═══ ENTRIES SUPPLIED
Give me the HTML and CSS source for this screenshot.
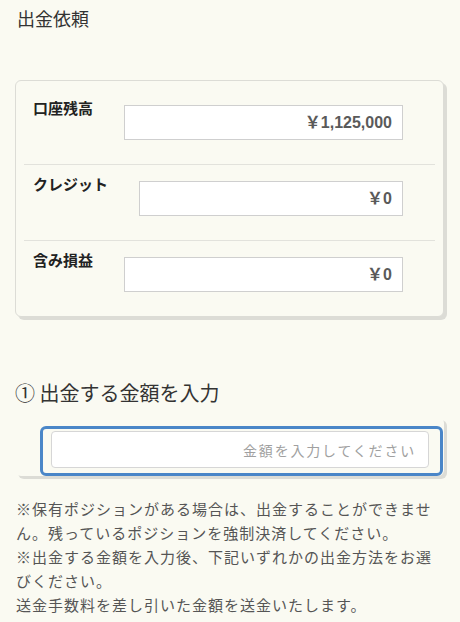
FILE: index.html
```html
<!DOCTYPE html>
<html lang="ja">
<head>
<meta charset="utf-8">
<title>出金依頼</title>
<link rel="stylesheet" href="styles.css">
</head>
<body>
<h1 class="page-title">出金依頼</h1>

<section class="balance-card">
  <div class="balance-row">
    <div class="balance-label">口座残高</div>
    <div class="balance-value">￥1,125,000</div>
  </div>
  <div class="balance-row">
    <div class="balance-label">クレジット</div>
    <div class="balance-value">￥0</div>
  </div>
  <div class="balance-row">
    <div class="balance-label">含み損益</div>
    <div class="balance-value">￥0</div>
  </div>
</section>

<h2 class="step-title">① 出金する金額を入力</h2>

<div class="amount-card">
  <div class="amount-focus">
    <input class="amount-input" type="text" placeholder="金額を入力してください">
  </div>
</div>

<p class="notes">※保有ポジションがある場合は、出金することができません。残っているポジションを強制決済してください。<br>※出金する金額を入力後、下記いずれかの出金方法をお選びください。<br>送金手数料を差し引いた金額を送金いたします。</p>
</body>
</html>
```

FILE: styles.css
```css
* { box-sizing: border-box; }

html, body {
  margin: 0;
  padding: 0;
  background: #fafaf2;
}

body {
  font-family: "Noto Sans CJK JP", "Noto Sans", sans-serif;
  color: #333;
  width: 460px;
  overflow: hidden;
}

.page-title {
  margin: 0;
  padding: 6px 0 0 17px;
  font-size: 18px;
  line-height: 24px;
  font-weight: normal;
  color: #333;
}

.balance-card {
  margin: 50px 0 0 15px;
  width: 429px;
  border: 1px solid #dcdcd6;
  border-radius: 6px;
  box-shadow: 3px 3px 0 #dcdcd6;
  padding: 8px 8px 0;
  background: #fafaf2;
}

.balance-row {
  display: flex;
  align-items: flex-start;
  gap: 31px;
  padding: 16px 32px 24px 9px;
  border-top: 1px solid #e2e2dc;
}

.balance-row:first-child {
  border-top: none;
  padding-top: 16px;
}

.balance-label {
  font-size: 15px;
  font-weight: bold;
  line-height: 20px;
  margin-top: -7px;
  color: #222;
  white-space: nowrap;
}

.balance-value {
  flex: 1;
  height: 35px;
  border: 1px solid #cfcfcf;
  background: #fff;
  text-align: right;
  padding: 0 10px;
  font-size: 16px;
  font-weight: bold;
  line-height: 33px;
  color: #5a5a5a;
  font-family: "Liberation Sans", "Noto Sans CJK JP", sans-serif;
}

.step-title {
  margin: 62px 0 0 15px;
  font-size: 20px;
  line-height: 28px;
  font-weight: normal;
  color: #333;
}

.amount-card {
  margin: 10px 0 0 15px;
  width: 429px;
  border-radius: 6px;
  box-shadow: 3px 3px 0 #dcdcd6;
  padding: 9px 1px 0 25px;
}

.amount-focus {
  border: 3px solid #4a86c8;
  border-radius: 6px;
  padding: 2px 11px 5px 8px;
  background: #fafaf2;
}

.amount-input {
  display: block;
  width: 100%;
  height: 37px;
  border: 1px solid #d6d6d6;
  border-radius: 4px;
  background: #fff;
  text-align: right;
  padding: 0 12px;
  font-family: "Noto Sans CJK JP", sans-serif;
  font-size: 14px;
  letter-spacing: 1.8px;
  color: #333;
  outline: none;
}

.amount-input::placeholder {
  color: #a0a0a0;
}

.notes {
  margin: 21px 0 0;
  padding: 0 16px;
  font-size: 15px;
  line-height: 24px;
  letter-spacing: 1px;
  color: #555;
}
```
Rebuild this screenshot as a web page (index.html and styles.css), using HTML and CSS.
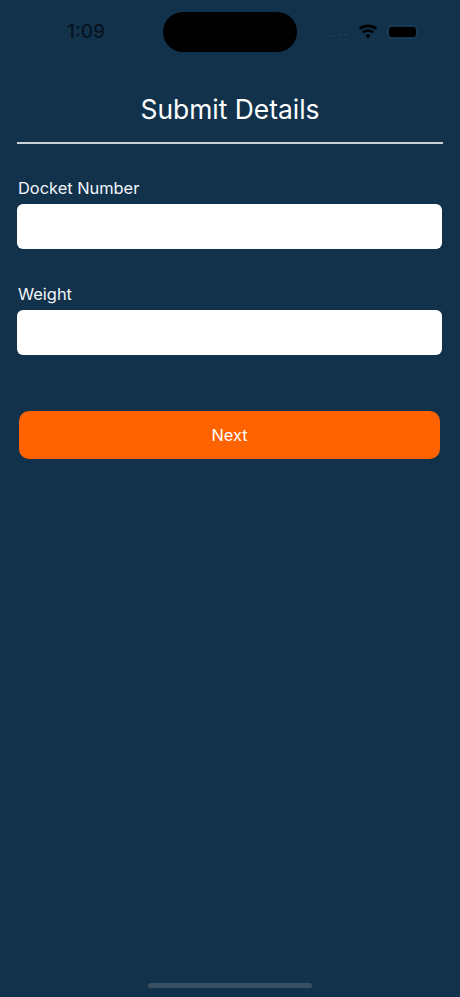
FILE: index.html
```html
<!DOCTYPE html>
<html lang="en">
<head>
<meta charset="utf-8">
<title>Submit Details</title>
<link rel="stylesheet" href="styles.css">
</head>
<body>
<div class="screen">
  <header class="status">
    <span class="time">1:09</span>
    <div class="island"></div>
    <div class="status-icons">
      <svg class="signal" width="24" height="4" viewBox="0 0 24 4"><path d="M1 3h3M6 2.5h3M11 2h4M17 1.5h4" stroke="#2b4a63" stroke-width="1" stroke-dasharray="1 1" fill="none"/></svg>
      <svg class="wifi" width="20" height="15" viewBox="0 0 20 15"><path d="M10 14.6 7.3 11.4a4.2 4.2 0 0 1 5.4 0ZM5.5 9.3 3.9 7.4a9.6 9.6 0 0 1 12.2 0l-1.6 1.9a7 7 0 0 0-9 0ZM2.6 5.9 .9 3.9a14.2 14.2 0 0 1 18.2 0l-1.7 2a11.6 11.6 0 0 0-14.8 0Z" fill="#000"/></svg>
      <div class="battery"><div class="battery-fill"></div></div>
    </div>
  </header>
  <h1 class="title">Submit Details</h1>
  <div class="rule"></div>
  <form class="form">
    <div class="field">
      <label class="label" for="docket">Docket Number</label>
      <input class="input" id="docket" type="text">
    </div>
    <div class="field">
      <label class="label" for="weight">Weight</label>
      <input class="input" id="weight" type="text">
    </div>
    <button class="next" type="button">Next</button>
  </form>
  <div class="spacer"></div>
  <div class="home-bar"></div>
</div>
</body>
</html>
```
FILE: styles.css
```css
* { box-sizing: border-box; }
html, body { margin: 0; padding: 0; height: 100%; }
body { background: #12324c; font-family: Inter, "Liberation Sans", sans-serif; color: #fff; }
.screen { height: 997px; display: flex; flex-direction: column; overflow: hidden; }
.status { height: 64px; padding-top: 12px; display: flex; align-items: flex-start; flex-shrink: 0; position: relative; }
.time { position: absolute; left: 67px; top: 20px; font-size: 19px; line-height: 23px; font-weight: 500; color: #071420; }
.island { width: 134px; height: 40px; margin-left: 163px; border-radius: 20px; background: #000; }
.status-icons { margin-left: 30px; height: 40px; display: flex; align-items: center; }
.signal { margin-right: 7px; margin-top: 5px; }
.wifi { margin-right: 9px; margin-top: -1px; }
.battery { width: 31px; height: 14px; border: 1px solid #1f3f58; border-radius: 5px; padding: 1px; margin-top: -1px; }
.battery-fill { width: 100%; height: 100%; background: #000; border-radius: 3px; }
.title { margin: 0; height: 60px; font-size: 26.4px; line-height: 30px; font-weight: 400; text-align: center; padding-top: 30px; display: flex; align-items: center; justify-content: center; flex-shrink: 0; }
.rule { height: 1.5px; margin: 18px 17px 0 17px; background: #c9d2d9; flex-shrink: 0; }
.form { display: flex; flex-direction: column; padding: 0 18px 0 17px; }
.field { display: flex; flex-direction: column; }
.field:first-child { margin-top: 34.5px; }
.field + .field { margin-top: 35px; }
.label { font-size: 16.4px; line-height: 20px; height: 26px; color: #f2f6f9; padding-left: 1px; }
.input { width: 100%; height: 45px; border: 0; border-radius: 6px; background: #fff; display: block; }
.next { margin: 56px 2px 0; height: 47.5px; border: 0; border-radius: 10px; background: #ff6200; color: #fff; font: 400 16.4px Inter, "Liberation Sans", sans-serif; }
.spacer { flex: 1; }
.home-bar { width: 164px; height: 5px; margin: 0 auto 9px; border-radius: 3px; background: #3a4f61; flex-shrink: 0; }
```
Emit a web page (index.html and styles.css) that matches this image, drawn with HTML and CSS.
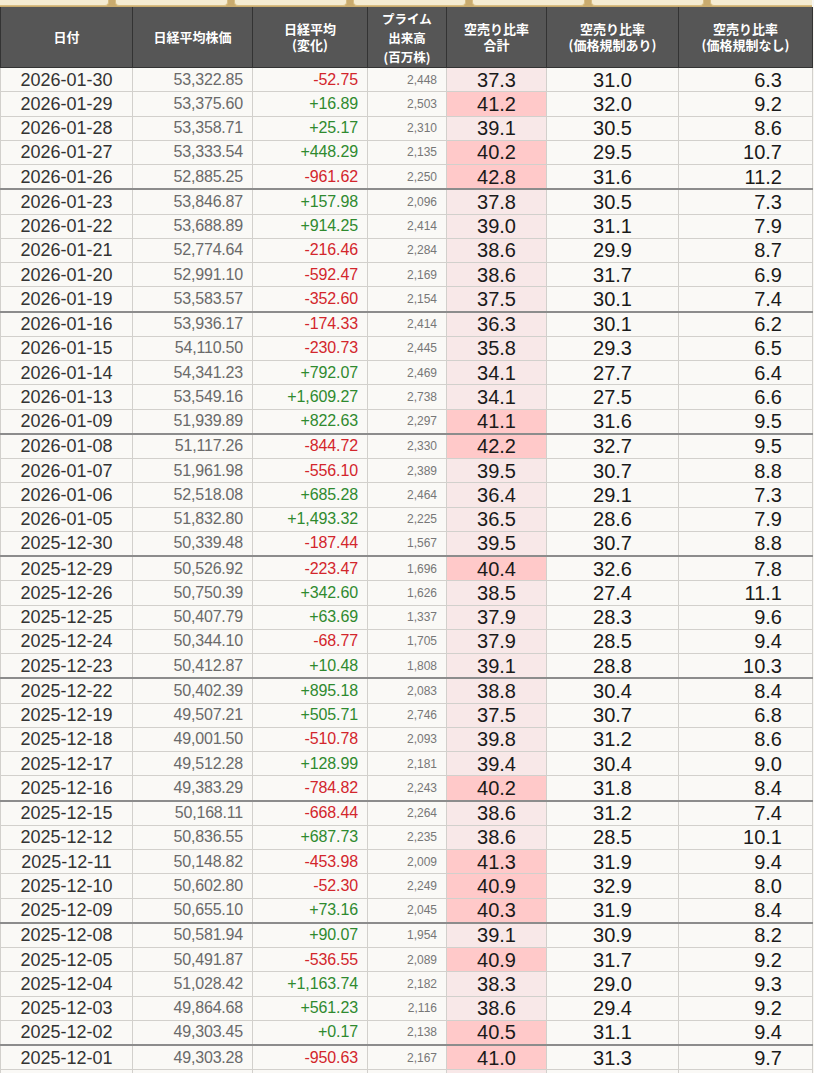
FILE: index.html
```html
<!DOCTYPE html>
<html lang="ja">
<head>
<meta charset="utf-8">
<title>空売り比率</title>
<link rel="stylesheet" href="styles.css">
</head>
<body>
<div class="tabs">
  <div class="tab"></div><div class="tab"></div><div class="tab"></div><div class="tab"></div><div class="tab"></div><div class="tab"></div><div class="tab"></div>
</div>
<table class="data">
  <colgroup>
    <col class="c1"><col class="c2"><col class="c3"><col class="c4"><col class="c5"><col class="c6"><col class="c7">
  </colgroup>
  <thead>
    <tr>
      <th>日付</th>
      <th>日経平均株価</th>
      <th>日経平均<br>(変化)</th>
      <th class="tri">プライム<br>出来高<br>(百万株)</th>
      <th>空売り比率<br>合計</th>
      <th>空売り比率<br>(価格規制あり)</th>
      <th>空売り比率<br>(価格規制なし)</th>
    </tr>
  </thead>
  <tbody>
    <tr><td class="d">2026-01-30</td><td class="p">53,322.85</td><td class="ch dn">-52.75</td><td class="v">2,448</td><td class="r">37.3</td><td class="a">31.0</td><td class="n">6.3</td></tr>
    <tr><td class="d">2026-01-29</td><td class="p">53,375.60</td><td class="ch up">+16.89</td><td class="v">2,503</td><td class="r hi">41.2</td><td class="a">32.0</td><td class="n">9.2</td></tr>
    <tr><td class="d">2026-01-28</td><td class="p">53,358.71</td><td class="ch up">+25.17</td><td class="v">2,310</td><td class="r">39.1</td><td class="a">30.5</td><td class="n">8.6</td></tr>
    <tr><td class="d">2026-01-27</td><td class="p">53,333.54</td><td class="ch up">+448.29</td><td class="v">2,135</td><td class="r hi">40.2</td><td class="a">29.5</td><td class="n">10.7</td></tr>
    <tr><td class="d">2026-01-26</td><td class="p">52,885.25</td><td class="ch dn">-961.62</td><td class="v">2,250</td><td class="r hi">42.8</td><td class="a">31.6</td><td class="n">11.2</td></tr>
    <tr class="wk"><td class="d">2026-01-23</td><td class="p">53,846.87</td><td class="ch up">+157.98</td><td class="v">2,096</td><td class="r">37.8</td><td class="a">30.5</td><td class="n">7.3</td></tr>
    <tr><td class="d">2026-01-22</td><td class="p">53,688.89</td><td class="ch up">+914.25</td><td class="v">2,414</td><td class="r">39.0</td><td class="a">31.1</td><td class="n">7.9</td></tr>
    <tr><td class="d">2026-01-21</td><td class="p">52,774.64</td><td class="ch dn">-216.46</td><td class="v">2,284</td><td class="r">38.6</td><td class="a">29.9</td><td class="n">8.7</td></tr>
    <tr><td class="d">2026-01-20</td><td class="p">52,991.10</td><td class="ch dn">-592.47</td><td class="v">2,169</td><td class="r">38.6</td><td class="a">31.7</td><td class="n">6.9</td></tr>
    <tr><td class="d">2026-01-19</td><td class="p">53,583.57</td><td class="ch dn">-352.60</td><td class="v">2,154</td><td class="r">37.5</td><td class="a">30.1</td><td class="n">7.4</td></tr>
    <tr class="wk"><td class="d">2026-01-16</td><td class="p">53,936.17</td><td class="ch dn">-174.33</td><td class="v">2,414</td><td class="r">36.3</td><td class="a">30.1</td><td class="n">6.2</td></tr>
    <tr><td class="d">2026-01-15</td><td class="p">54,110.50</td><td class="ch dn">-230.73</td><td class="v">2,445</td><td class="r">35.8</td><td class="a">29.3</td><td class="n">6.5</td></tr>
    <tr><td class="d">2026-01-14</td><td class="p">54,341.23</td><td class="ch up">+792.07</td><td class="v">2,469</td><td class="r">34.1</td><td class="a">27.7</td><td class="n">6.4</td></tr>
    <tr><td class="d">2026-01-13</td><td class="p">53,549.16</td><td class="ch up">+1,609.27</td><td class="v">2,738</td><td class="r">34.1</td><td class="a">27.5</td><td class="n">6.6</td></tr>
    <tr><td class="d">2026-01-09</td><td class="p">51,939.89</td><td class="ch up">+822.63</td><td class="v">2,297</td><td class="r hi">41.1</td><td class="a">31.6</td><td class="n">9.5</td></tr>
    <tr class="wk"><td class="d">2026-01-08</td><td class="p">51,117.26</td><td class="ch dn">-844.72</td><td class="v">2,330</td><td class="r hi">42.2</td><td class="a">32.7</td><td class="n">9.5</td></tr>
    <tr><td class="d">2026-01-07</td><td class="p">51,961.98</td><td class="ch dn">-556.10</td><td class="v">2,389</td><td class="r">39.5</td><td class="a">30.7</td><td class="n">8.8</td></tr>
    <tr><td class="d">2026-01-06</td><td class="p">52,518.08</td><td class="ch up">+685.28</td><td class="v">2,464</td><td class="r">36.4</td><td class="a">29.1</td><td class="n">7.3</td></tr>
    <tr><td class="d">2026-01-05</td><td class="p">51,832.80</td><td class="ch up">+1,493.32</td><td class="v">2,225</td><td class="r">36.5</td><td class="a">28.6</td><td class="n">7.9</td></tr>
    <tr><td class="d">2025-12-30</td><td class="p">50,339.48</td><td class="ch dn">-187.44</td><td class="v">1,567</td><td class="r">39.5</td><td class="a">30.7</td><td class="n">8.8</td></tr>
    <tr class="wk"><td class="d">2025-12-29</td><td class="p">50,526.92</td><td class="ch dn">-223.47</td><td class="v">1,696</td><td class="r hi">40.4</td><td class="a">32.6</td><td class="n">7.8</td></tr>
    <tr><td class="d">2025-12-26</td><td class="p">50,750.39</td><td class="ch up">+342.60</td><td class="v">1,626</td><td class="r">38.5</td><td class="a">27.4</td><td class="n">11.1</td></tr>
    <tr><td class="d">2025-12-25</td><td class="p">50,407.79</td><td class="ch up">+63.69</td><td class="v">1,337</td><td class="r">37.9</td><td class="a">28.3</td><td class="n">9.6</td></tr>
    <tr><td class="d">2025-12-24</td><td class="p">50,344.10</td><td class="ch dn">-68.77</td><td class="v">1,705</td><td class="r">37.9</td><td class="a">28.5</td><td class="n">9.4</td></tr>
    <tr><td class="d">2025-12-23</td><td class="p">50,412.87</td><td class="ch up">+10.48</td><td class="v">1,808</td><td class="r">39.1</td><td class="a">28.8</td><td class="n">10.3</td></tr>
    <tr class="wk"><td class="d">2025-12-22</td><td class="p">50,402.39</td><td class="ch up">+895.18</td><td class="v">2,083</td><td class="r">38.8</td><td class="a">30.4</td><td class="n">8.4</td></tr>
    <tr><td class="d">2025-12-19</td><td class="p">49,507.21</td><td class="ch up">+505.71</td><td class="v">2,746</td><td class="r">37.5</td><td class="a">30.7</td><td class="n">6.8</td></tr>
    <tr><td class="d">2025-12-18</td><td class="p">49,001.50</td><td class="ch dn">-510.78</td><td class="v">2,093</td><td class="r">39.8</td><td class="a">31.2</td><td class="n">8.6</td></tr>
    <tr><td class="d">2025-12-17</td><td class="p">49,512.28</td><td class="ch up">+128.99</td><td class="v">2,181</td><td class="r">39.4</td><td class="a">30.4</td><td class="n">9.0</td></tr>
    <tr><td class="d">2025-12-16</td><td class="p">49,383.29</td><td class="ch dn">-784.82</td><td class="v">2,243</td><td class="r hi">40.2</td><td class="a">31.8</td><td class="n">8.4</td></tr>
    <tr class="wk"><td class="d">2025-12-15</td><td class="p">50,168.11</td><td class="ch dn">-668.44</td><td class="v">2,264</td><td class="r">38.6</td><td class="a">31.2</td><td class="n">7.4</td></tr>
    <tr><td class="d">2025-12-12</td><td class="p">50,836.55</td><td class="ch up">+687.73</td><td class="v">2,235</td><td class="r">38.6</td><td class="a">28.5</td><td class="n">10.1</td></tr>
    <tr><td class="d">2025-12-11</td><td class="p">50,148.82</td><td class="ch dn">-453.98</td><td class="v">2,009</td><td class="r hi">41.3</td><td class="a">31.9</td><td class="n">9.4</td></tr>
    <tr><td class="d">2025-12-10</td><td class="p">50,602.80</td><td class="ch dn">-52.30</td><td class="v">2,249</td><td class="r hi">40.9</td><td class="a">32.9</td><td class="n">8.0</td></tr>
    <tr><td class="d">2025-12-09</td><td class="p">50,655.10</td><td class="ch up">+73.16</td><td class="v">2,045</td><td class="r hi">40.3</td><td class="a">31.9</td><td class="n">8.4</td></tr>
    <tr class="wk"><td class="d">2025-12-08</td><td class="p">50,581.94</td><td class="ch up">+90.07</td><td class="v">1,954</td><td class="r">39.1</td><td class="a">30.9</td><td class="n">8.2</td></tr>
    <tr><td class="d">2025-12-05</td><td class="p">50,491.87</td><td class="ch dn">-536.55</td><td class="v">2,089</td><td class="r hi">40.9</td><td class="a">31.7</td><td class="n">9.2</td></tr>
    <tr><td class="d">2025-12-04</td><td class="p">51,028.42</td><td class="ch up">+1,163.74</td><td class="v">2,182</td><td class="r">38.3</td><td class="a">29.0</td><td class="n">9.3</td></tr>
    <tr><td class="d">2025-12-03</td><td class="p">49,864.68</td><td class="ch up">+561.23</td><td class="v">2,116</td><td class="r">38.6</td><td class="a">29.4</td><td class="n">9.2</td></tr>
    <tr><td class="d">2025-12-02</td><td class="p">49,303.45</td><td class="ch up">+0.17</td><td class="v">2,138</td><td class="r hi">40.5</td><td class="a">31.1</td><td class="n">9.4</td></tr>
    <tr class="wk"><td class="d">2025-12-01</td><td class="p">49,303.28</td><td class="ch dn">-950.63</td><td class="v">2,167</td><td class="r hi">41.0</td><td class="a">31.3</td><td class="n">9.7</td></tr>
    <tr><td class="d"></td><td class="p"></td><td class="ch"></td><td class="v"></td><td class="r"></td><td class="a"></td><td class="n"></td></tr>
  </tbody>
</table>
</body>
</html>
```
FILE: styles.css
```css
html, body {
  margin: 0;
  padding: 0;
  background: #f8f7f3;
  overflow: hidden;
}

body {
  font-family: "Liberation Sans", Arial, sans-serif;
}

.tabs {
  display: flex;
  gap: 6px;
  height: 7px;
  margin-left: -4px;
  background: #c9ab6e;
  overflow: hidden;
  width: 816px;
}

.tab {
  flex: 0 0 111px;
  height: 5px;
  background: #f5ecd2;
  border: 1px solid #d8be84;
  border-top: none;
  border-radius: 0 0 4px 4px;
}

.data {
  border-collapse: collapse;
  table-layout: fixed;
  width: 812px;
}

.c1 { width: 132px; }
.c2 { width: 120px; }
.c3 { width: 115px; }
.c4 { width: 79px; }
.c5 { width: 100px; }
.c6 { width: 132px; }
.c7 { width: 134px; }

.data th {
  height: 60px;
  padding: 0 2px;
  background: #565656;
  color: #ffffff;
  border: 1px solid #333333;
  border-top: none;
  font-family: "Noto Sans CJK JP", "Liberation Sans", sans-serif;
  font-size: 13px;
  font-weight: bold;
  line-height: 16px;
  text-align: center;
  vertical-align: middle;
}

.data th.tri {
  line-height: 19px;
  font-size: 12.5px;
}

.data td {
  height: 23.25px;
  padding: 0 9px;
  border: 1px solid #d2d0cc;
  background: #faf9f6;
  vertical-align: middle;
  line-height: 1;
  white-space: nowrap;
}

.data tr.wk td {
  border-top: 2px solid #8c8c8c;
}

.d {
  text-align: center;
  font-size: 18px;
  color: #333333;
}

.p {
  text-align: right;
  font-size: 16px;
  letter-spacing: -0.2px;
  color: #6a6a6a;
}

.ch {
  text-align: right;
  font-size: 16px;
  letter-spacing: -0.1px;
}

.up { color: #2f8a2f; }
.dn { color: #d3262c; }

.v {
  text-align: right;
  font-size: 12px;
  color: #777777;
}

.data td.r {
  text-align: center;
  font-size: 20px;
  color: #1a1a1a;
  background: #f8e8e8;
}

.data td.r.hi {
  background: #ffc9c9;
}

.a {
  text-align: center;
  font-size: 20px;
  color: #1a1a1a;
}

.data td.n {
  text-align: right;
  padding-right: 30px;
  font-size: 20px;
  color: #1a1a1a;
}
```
══════
→ GIVEN EXERCISE
Read through the entries and copy each line in which "this" appears.

→ THE COMPLETED TASK
Give me the HTML and CSS source for this screenshot.
Rebuild this screenshot as a web page (index.html and styles.css), using HTML and CSS.
Emit a web page (index.html and styles.css) that matches this image, drawn with HTML and CSS.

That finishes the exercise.